Verses 6-9
"Now Esau saw that Isaac had blessed Jacob and sent him away to Paddan-aram; to take a wife from thence; and as he blessed him, he gave him charge, saying, Thou shalt not take a wife of the daughters of Canaan; and that Jacob obeyed his father and his mother, and was gone to Paddan-aram: and Esau saw that the daughters of Canaan pleased not Isaac his father; and Esau went unto Ishmael, and took, besides the wives that he had, Mahalath the daughter of Ishmael Abraham's son, the sister of Nebaioth, to be his wife."

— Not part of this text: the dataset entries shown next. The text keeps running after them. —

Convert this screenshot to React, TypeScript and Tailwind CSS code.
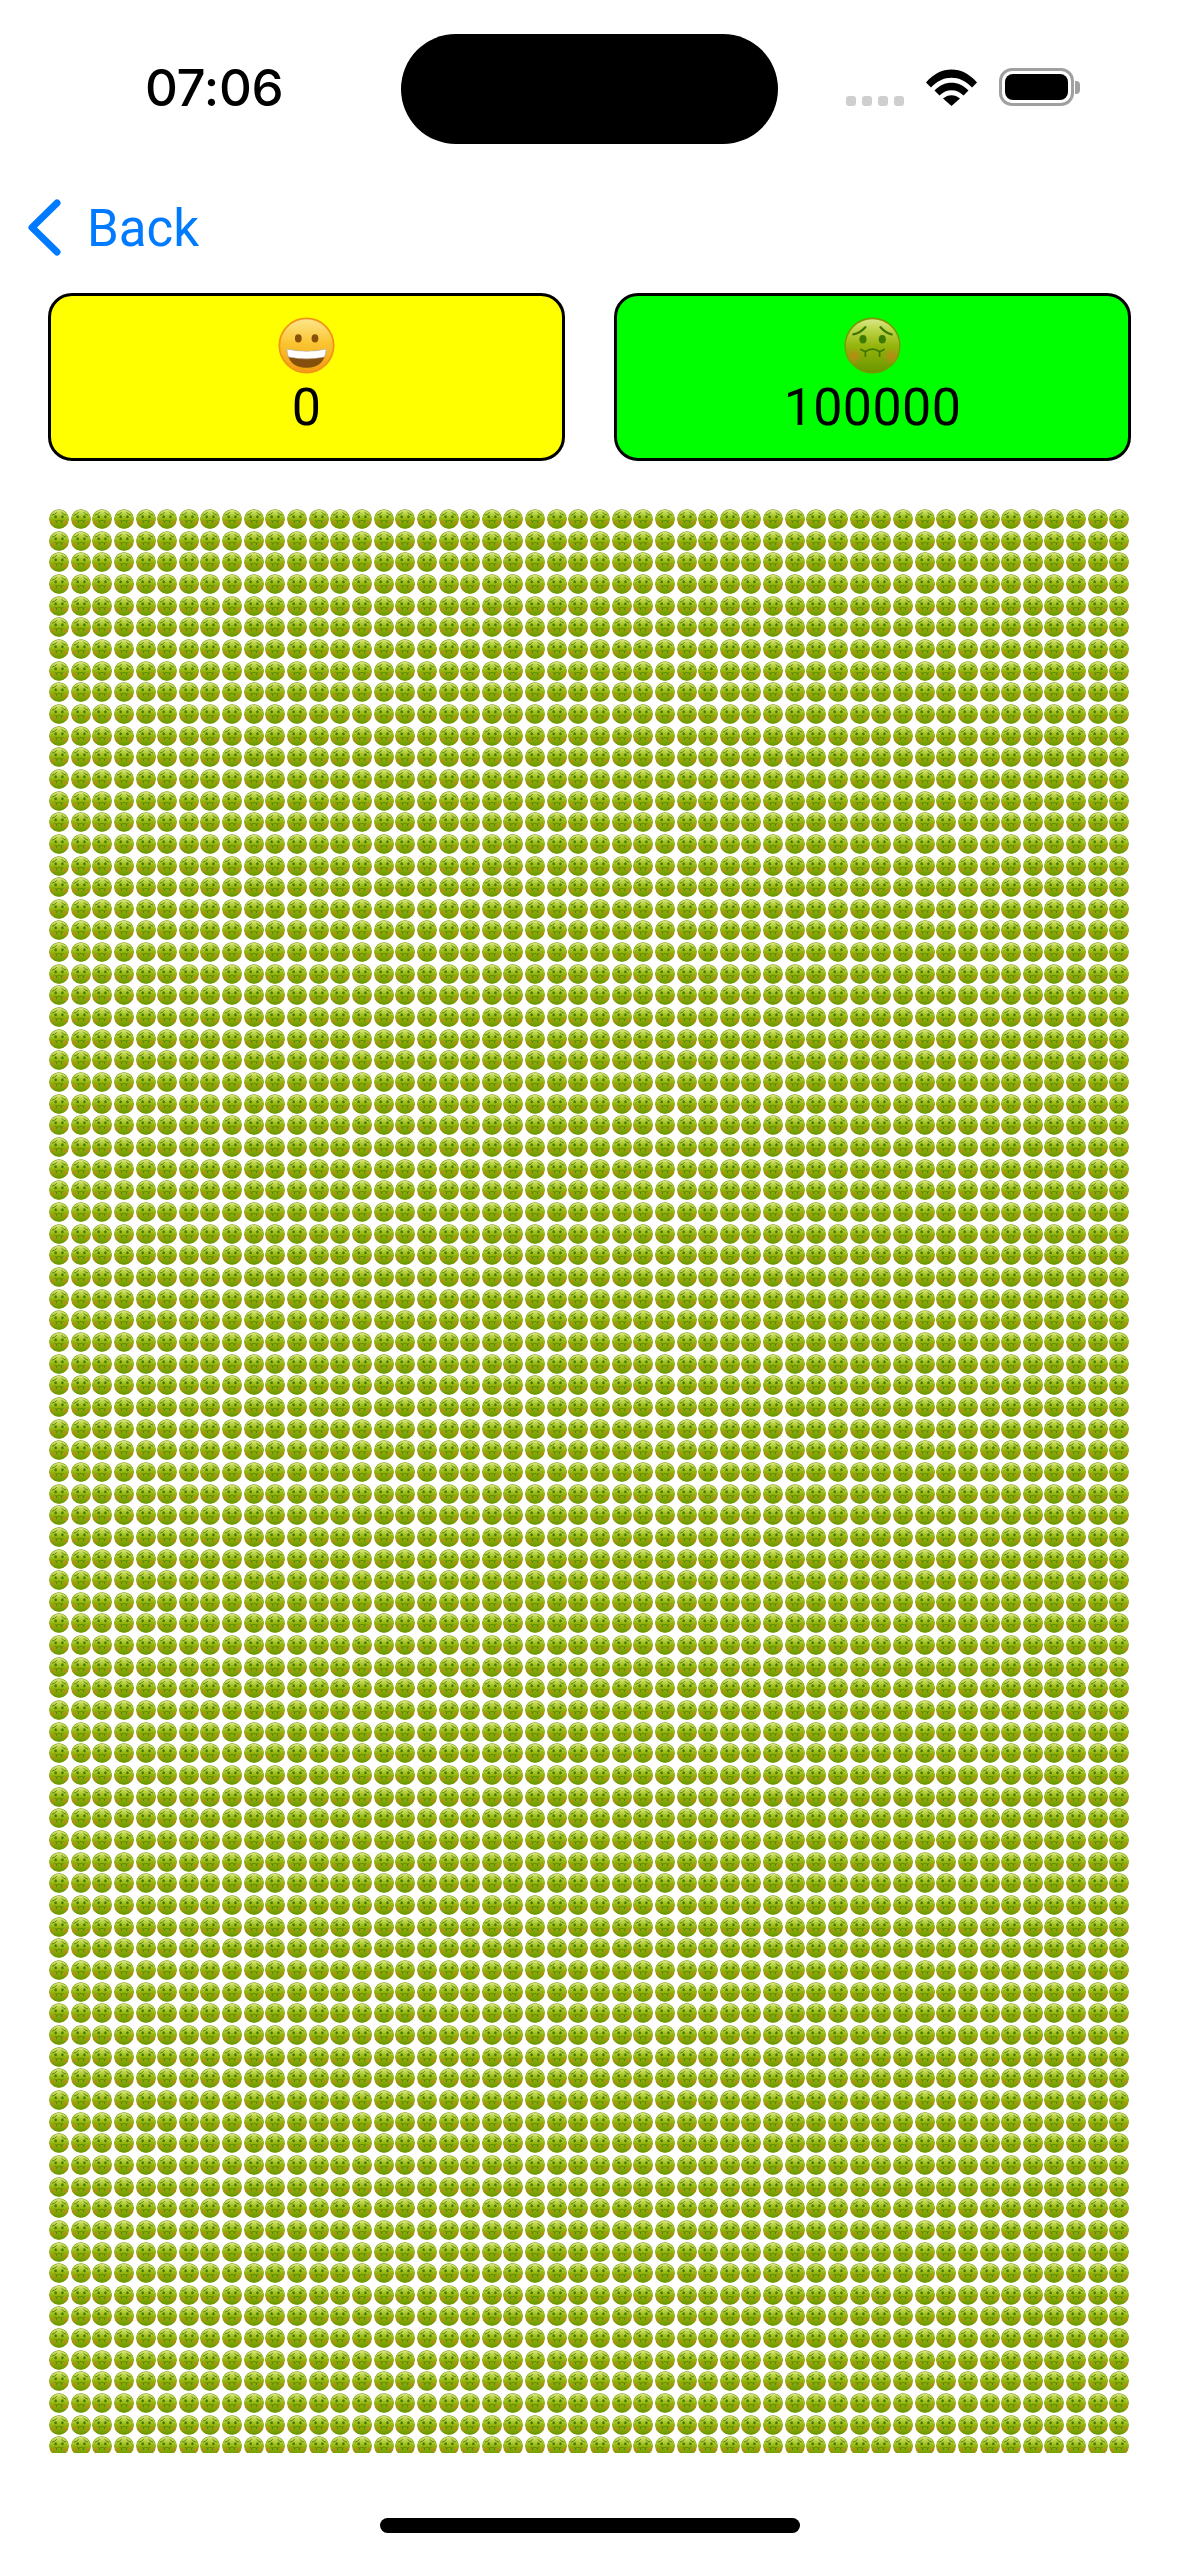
const COLS = 50;
const ROWS = 90;
const cells = Array.from({ length: COLS * ROWS }, (_, i) => i);

function SickDefs() {
  return (
    <svg width="0" height="0" className="absolute">
      <defs>
        <linearGradient id="sickFace" x1="0" y1="0" x2="0" y2="1">
          <stop offset="0" stopColor="#dbe68a" />
          <stop offset="0.16" stopColor="#c2d850" />
          <stop offset="0.5" stopColor="#95b40c" />
          <stop offset="1" stopColor="#6b9600" />
        </linearGradient>
        <radialGradient id="sickCheek">
          <stop offset="0" stopColor="#c9801a" stopOpacity="0.8" />
          <stop offset="1" stopColor="#c9801a" stopOpacity="0" />
        </radialGradient>
        <linearGradient id="happyFace" x1="0" y1="0" x2="0" y2="1">
          <stop offset="0" stopColor="#fde68a" />
          <stop offset="0.45" stopColor="#fbc531" />
          <stop offset="1" stopColor="#f29d12" />
        </linearGradient>
        <symbol id="sick" viewBox="0 0 64 64">
          <circle cx="32" cy="32" r="31.5" fill="#769800" />
          <circle cx="32" cy="32.5" r="30" fill="url(#sickFace)" />
          <circle cx="11" cy="44" r="10" fill="url(#sickCheek)" />
          <circle cx="53" cy="44" r="10" fill="url(#sickCheek)" />
          <ellipse cx="21.3" cy="25" rx="4" ry="4.8" fill="#3f7a00" />
          <ellipse cx="43" cy="25" rx="4" ry="4.8" fill="#3f7a00" />
          <path d="M10.5 19.5Q18 18 24 11.5M41 11.5Q47 18 53.5 19.5" fill="none" stroke="#3f7400" strokeWidth="2.6" strokeLinecap="round" />
          <path d="M19 36.5Q22 38 24 39Q32 33 40 39Q42 38 45 36.5M24 39V44M40 39V44" fill="none" stroke="#3f7400" strokeWidth="1.9" strokeLinecap="round" />
        </symbol>
      </defs>
    </svg>
  );
}

function Grin() {
  return (
    <svg width="57" height="57" viewBox="0 0 64 64" className="block">
      <circle cx="32" cy="32" r="31.5" fill="#f0951a" />
      <circle cx="32" cy="32" r="29.5" fill="url(#happyFace)" />
      <ellipse cx="22.8" cy="24" rx="3.8" ry="4.6" fill="#8a4f08" />
      <ellipse cx="41.5" cy="24" rx="3.8" ry="4.6" fill="#8a4f08" />
      <path d="M10 36Q32 41 54 36Q53 57 32 57Q11 57 10 36Z" fill="#85500c" />
      <path d="M10 36Q32 41 54 36Q53.8 42 52 45Q32 49 12 45Q10.2 42 10 36Z" fill="#fff" stroke="#b9b4a8" strokeWidth="0.6" />
    </svg>
  );
}

function Wifi() {
  return (
    <svg width="51" height="37" viewBox="0 0 51 37" className="block">
      <path d="M0 13.5C14 -4 37 -4 51 13.5L46 18.5C34 5.5 17 5.5 5 18.5Z" fill="#000" />
      <path d="M8.5 21.5C18 11 33 11 42.5 21.5L37.5 26.5C30.5 19.5 20.5 19.5 13.5 26.5Z" fill="#000" />
      <path d="M17 29.5C22 25 29 25 34 29.5L25.5 37Z" fill="#000" />
    </svg>
  );
}

function Battery() {
  return (
    <div className="flex items-center">
      <div className="w-[75px] h-[38px] rounded-[13px] border-[3px] border-[#a0a0a0] p-[3px]">
        <div className="w-full h-full rounded-[8px] bg-black" />
      </div>
      <div className="w-[5px] h-[13px] ml-[1px] rounded-r-[4px] bg-[#a0a0a0]" />
    </div>
  );
}

function Card({ bg, value, children }: { bg: string; value: string; children: React.ReactNode }) {
  return (
    <div className={`${bg} w-[517px] h-[168px] rounded-[24px] border-[3px] border-black flex flex-col items-center pt-[21px]`}>
      {children}
      <div className="text-[52px] leading-[60px] mt-[4px] tracking-[0.4px] text-black font-['Roboto',sans-serif]">{value}</div>
    </div>
  );
}

export default function App() {
  return (
    <div className="relative w-[1179px] h-[2556px] bg-white overflow-hidden flex flex-col font-['Inter',sans-serif]">
      <SickDefs />
      <div className="h-[199px] shrink-0 flex items-start">
        <div className="w-[401px] shrink-0 pl-[145px] pt-[57px] text-[51px] leading-[62px] font-medium tracking-[-0.3px] text-black">07:06</div>
        <div className="w-[377px] h-[110px] mt-[34px] shrink-0 rounded-[55px] bg-black" />
        <div className="flex items-end mt-[68px] ml-[68px] h-[38px]">
          <div className="flex gap-[6px]">
            {[0, 1, 2, 3].map((d) => (
              <div key={d} className="w-[10px] h-[10px] rounded-[3px] bg-[#cfcfcf]" />
            ))}
          </div>
          <div className="ml-[22px]"><Wifi /></div>
          <div className="ml-[22px]"><Battery /></div>
        </div>
      </div>
      <div className="h-[94px] shrink-0 flex items-start pl-[27px]">
        <svg width="34" height="57" viewBox="0 0 34 57" className="block">
          <path d="M30 4L5 28.5L30 53" fill="none" stroke="#007aff" strokeWidth="7" strokeLinecap="round" strokeLinejoin="round" />
        </svg>
        <div className="ml-[26px] text-[51px] leading-[60px] text-[#007aff] font-['Roboto',sans-serif]">Back</div>
      </div>
      <div className="shrink-0 flex justify-between pl-[48px] pr-[48px]">
        <Card bg="bg-[#ffff00]" value="0"><Grin /></Card>
        <Card bg="bg-[#00ff00]" value="100000">
          <svg width="57" height="57" className="block"><use href="#sick" /></svg>
        </Card>
      </div>
      <div className="mt-[48px] ml-[49px] w-[1082px] h-[1944px] overflow-hidden shrink-0 grid grid-cols-[repeat(50,minmax(0,1fr))] auto-rows-[21.67px]">
        {cells.map((i) => (
          <svg key={i} width="20" height="20" className="block"><use href="#sick" /></svg>
        ))}
      </div>
      <div className="mt-[65px] mx-auto w-[420px] h-[15px] rounded-full bg-black shrink-0" />
    </div>
  );
}
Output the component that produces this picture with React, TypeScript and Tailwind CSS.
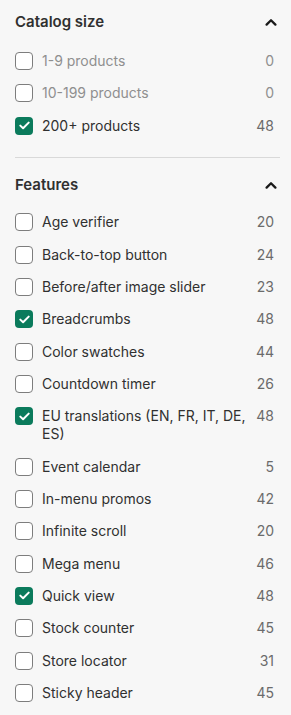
import { useState } from 'react'

interface Option {
  label: string
  count: number
  checked?: boolean
}

const catalogSizes: Option[] = [
  { label: '1-9 products', count: 0 },
  { label: '10-199 products', count: 0 },
  { label: '200+ products', count: 48, checked: true },
]

const features: Option[] = [
  { label: 'Age verifier', count: 20 },
  { label: 'Back-to-top button', count: 24 },
  { label: 'Before/after image slider', count: 23 },
  { label: 'Breadcrumbs', count: 48, checked: true },
  { label: 'Color swatches', count: 44 },
  { label: 'Countdown timer', count: 26 },
  { label: 'EU translations (EN, FR, IT, DE, ES)', count: 48, checked: true },
  { label: 'Event calendar', count: 5 },
  { label: 'In-menu promos', count: 42 },
  { label: 'Infinite scroll', count: 20 },
  { label: 'Mega menu', count: 46 },
  { label: 'Quick view', count: 48, checked: true },
  { label: 'Stock counter', count: 45 },
  { label: 'Store locator', count: 31 },
  { label: 'Sticky header', count: 45 },
]

function ChevronUp() {
  return (
    <svg width="12" height="8" viewBox="0 0 12 8" fill="none">
      <path d="M1.6 6.6L6 2.2l4.4 4.4" stroke="#1a1a1a" strokeWidth="2.3" strokeLinecap="round" strokeLinejoin="round" />
    </svg>
  )
}

function FilterRow({ option }: { option: Option }) {
  const [checked, setChecked] = useState(!!option.checked)
  const disabled = option.count === 0

  return (
    <label className="flex items-start cursor-pointer">
      <button
        type="button"
        onClick={() => setChecked(!checked)}
        className={
          checked
            ? 'w-[18px] h-[18px] shrink-0 rounded-[4px] bg-[#0b7b5c] flex items-center justify-center'
            : 'w-[18px] h-[18px] shrink-0 rounded-[4px] border border-[#7d7d7d] bg-white'
        }
      >
        {checked && (
          <svg width="11" height="9" viewBox="0 0 11 9" fill="none">
            <path d="M1.3 4.6l2.8 2.7L9.7 1.6" stroke="white" strokeWidth="2" strokeLinecap="round" strokeLinejoin="round" />
          </svg>
        )}
      </button>
      <span className={`ml-[9px] flex-1 text-[14px] leading-[18px] ${disabled ? 'text-[#8f8f8f]' : 'text-[#303030]'}`}>
        {option.label}
      </span>
      <span className={`ml-2 shrink-0 text-[14px] leading-[18px] ${disabled ? 'text-[#8f8f8f]' : 'text-[#6b6b6b]'}`}>
        {option.count}
      </span>
    </label>
  )
}

export default function App() {
  return (
    <div className="min-h-screen bg-[#f7f7f7] pl-[15px] pr-[11px] pt-[10px] font-['Inter',sans-serif]">
      {/* Catalog size */}
      <div className="flex items-center justify-between h-6 pr-[3px]">
        <h3 className="text-[15px] font-semibold text-[#303030]">Catalog size</h3>
        <ChevronUp />
      </div>
      <div className="mt-[18px] flex flex-col gap-[14.35px] pr-[6px]">
        {catalogSizes.map((o) => (
          <FilterRow key={o.label} option={o} />
        ))}
      </div>

      <div className="mt-[22.5px] h-px bg-[#d9d9d9]" />

      {/* Features */}
      <div className="mt-[15px] flex items-center justify-between h-6 pr-[3px]">
        <h3 className="text-[15px] font-semibold text-[#303030]">Features</h3>
        <ChevronUp />
      </div>
      <div className="mt-[16px] flex flex-col gap-[14.35px] pr-[6px] pb-6">
        {features.map((o) => (
          <FilterRow key={o.label} option={o} />
        ))}
      </div>
    </div>
  )
}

One cannot resist the opinion that Esau was a shade late with what he must have considered some kind of a concession to the opinions of his parents. "This was a rather pathetic attempt, a closing of the barn door after the horse was gone."[3] It is true that this marriage bore a superficial resemblance to that of Jacob, in that Jacob married his mother's niece, and Esau married his father's niece. But the shocking difference lay in the fact that Esau married out of the covenant line, Ishmael also having been rejected as heir of the promises. Besides this, he already had two wives from the daughters of Canaan, and the only thing he did was to add another woman to his polygamous household. Alas, Jacob fell into the same error, but with provocation that did not exist in the case of Esau. The behavior of both these grandsons shows what a colossal mistake Abraham made when Hagar became a second wife.
These marriages by the patriarchs of wives closely akin to them were possible and permitted because, "The race was young enough that the danger of accumulated mutational defects was minimized."[4] Later, in the times of Moses, when genetic problems were more likely, the Law forbade the marriages of persons of near kinship.
Despite the failure of Esau to make any essential improvement in his situation by this additional marriage, one may sympathize with what he no doubt intended as a gesture of reconciliation.